— begin —

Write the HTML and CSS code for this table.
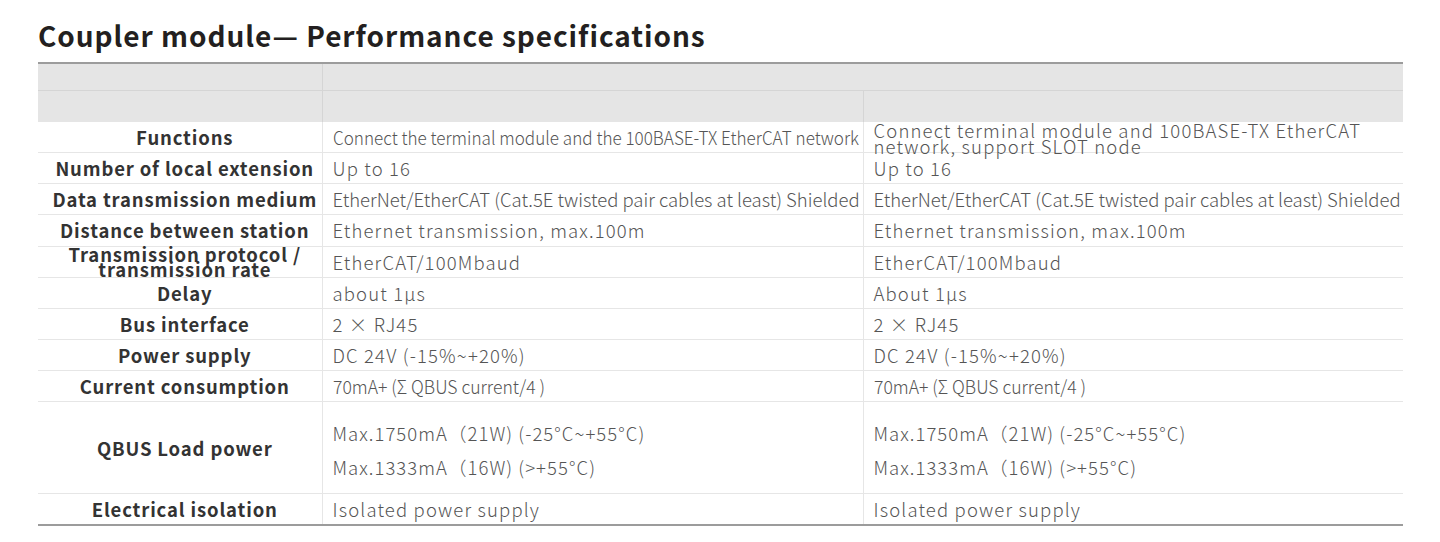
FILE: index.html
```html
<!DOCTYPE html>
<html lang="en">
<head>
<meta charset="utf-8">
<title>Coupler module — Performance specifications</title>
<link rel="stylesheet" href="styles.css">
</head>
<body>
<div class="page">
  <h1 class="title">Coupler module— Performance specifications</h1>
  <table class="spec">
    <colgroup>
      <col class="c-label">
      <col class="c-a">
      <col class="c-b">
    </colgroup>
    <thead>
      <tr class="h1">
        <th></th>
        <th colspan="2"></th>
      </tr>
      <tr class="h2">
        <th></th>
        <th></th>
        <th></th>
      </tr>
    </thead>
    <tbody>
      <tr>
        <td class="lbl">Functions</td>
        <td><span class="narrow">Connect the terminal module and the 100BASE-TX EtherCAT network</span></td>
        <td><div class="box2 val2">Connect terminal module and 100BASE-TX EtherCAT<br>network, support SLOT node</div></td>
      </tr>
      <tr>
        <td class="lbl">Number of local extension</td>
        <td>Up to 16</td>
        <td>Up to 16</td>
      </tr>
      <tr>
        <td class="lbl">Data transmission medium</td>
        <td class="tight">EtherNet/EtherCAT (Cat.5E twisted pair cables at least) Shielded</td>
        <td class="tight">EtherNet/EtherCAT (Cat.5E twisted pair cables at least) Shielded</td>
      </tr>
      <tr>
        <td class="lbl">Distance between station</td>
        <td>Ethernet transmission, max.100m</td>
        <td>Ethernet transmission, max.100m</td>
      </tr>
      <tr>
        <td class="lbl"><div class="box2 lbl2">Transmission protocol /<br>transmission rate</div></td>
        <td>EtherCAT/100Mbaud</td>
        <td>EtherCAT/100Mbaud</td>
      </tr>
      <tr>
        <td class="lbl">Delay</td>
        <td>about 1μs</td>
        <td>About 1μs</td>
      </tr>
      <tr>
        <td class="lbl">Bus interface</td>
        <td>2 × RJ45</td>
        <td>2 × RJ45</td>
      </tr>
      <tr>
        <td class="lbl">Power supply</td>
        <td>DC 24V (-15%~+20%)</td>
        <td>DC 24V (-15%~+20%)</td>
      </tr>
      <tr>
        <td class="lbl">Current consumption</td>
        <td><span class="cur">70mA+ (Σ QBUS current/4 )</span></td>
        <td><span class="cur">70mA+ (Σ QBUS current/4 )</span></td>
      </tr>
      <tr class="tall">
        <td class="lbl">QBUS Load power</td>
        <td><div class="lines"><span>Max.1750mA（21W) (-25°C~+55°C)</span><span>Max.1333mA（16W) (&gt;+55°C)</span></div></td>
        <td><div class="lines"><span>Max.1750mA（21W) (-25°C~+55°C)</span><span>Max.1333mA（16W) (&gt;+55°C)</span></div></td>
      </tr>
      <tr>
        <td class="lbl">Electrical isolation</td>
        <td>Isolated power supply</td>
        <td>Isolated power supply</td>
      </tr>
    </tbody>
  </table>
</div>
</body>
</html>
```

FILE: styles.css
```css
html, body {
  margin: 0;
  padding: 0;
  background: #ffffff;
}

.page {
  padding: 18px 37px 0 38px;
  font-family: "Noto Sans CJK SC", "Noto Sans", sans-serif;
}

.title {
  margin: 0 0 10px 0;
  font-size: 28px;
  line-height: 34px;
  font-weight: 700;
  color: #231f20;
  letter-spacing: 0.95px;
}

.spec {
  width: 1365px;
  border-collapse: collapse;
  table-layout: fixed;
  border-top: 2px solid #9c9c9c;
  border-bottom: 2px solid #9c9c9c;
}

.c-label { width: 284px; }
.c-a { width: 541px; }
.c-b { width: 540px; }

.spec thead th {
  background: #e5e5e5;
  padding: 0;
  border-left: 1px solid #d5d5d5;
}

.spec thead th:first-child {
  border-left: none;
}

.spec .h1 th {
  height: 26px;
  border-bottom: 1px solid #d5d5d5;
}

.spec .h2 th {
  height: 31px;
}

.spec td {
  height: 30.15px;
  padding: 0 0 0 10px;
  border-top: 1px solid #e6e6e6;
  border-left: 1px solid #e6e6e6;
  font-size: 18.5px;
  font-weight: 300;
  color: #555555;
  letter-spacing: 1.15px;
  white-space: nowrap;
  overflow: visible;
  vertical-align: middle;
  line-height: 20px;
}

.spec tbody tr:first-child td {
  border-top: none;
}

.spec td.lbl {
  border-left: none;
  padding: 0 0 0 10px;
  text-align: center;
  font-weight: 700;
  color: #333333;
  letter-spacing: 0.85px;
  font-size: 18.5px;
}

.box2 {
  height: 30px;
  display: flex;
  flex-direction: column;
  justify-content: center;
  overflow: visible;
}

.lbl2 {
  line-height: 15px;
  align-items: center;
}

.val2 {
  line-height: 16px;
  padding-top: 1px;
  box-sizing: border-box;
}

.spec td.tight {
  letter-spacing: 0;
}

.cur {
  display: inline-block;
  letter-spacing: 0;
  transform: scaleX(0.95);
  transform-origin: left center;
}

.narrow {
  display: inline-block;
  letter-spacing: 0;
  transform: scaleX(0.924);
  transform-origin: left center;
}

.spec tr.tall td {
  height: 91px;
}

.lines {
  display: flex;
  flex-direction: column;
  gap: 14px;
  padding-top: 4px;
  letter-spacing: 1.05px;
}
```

— end —

Filter for "table". Return all lines that hold it.

Write the HTML and CSS code for this table.
  <table class="spec">
  </table>
  table-layout: fixed;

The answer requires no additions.